To do:
Without the images, write out all of the following entries exactly.

Data to process:

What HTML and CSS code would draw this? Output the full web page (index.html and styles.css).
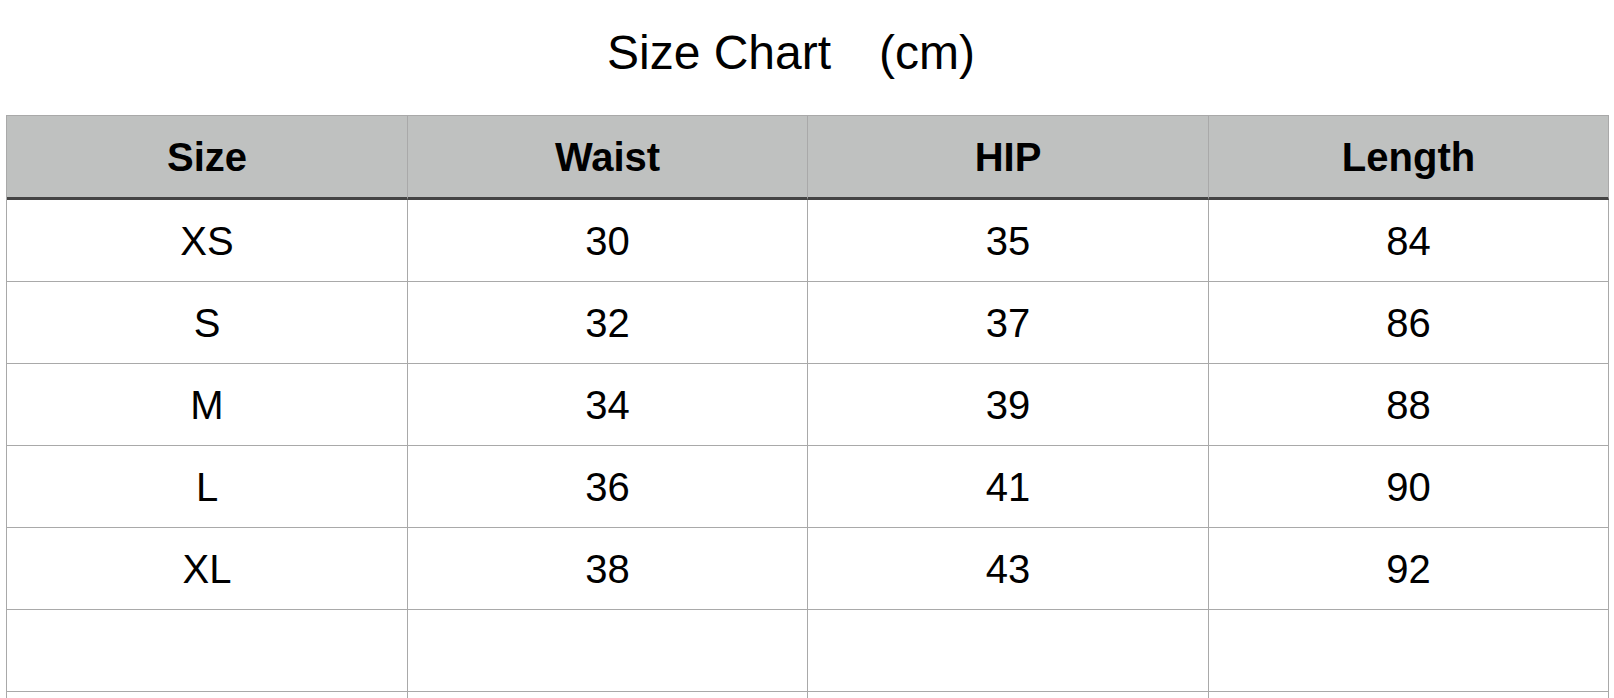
FILE: index.html
```html
<!DOCTYPE html>
<html lang="en">
<head>
<meta charset="utf-8">
<title>Size Chart</title>
<link rel="stylesheet" href="styles.css">
</head>
<body>
<div class="page">
  <h1 class="title">Size Chart　(cm)</h1>
  <table class="chart">
    <colgroup>
      <col class="c1"><col class="c2"><col class="c3"><col class="c4">
    </colgroup>
    <thead>
      <tr><th>Size</th><th>Waist</th><th>HIP</th><th>Length</th></tr>
    </thead>
    <tbody>
      <tr><td>XS</td><td>30</td><td>35</td><td>84</td></tr>
      <tr><td>S</td><td>32</td><td>37</td><td>86</td></tr>
      <tr><td>M</td><td>34</td><td>39</td><td>88</td></tr>
      <tr><td>L</td><td>36</td><td>41</td><td>90</td></tr>
      <tr><td>XL</td><td>38</td><td>43</td><td>92</td></tr>
      <tr><td></td><td></td><td></td><td></td></tr>
      <tr><td></td><td></td><td></td><td></td></tr>
    </tbody>
  </table>
</div>
</body>
</html>
```

FILE: styles.css
```css
html, body {
  margin: 0;
  padding: 0;
  background: #ffffff;
}

body {
  font-family: "Liberation Sans", Arial, "Noto Sans CJK SC", sans-serif;
  color: #000000;
  overflow: hidden;
}

.page {
  padding-left: 6px;
}

.title {
  margin: 0;
  padding: 25px 38px 34px 0;
  font-size: 48px;
  font-weight: 400;
  line-height: 56px;
  text-align: center;
  height: 56px;
}

.chart {
  border-collapse: separate;
  border-spacing: 0;
  table-layout: fixed;
  width: 1603px;
  border-left: 1px solid #a9a9a9;
  border-top: 1px solid #a9a9a9;
}

.c1 { width: 401px; }
.c2 { width: 400px; }
.c3 { width: 401px; }
.c4 { width: 400px; }

.chart th,
.chart td {
  padding: 0;
  text-align: center;
  vertical-align: middle;
  border-right: 1px solid #a9a9a9;
  border-bottom: 1px solid #a9a9a9;
  box-sizing: border-box;
  line-height: 46px;
}

.chart th {
  height: 84px;
  background: #bfc1c0;
  font-size: 40px;
  font-weight: 700;
  border-bottom: 3px solid #444444;
}

.chart td {
  height: 82px;
  font-size: 40px;
  font-weight: 400;
}
```
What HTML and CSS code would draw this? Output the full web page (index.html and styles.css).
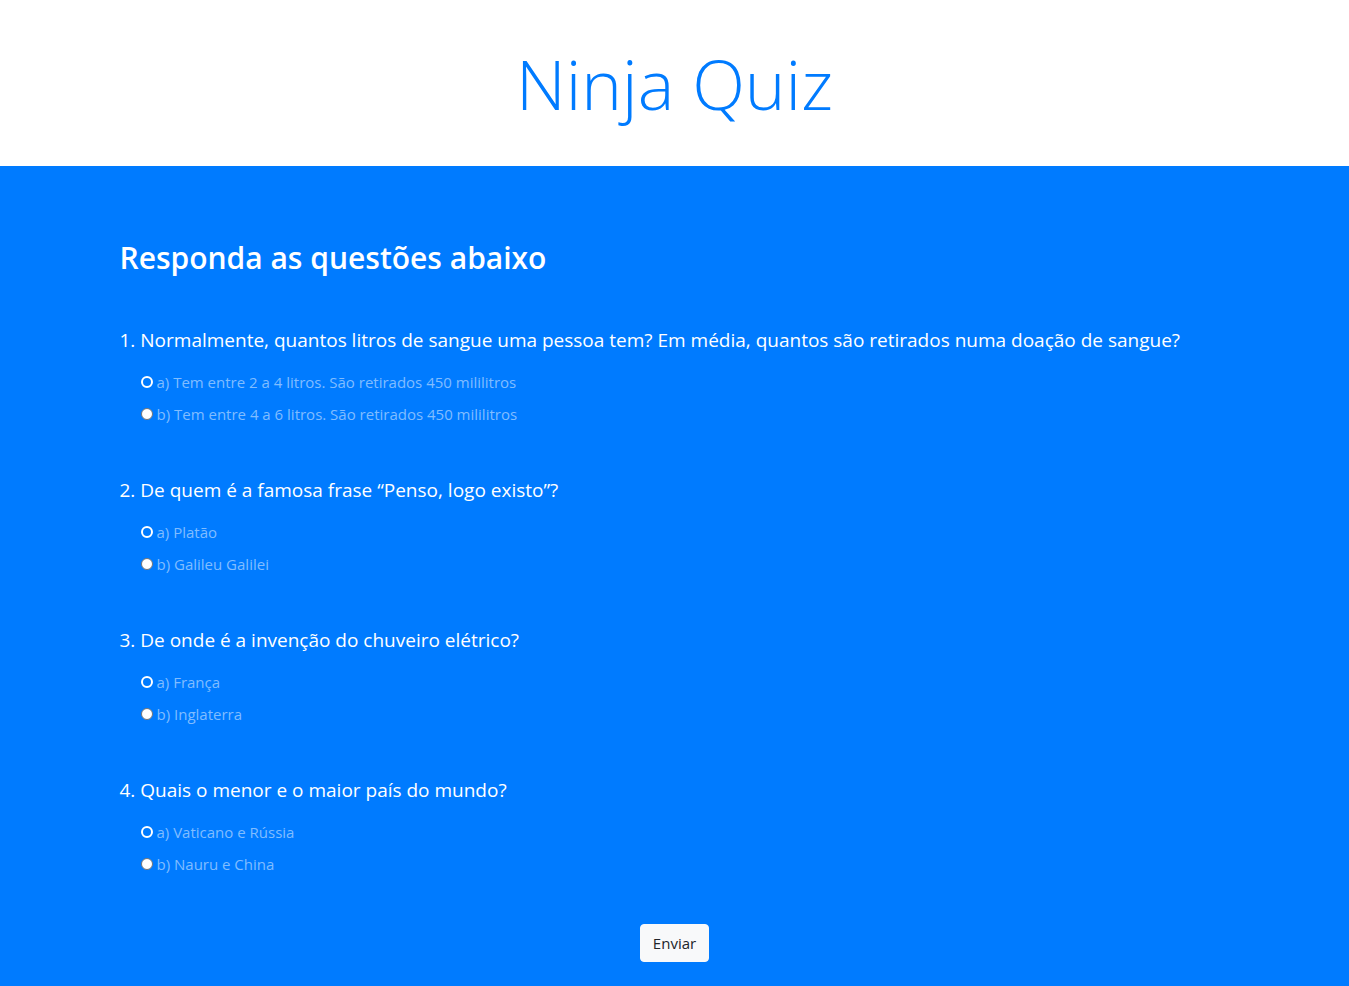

Exercise result:
What HTML and CSS code would draw this? Output the full web page (index.html and styles.css).
FILE: index.html
```html
<!DOCTYPE html>
<html lang="en">
<head>
<meta charset="utf-8">
<title>Size Chart</title>
<link rel="stylesheet" href="styles.css">
</head>
<body>
<div class="page">
  <h1 class="title">Size Chart　(cm)</h1>
  <table class="chart">
    <colgroup>
      <col class="c1"><col class="c2"><col class="c3"><col class="c4">
    </colgroup>
    <thead>
      <tr><th>Size</th><th>Waist</th><th>HIP</th><th>Length</th></tr>
    </thead>
    <tbody>
      <tr><td>XS</td><td>30</td><td>35</td><td>84</td></tr>
      <tr><td>S</td><td>32</td><td>37</td><td>86</td></tr>
      <tr><td>M</td><td>34</td><td>39</td><td>88</td></tr>
      <tr><td>L</td><td>36</td><td>41</td><td>90</td></tr>
      <tr><td>XL</td><td>38</td><td>43</td><td>92</td></tr>
      <tr><td></td><td></td><td></td><td></td></tr>
      <tr><td></td><td></td><td></td><td></td></tr>
    </tbody>
  </table>
</div>
</body>
</html>
```

FILE: styles.css
```css
html, body {
  margin: 0;
  padding: 0;
  background: #ffffff;
}

body {
  font-family: "Liberation Sans", Arial, "Noto Sans CJK SC", sans-serif;
  color: #000000;
  overflow: hidden;
}

.page {
  padding-left: 6px;
}

.title {
  margin: 0;
  padding: 25px 38px 34px 0;
  font-size: 48px;
  font-weight: 400;
  line-height: 56px;
  text-align: center;
  height: 56px;
}

.chart {
  border-collapse: separate;
  border-spacing: 0;
  table-layout: fixed;
  width: 1603px;
  border-left: 1px solid #a9a9a9;
  border-top: 1px solid #a9a9a9;
}

.c1 { width: 401px; }
.c2 { width: 400px; }
.c3 { width: 401px; }
.c4 { width: 400px; }

.chart th,
.chart td {
  padding: 0;
  text-align: center;
  vertical-align: middle;
  border-right: 1px solid #a9a9a9;
  border-bottom: 1px solid #a9a9a9;
  box-sizing: border-box;
  line-height: 46px;
}

.chart th {
  height: 84px;
  background: #bfc1c0;
  font-size: 40px;
  font-weight: 700;
  border-bottom: 3px solid #444444;
}

.chart td {
  height: 82px;
  font-size: 40px;
  font-weight: 400;
}
```
What HTML and CSS code would draw this? Output the full web page (index.html and styles.css).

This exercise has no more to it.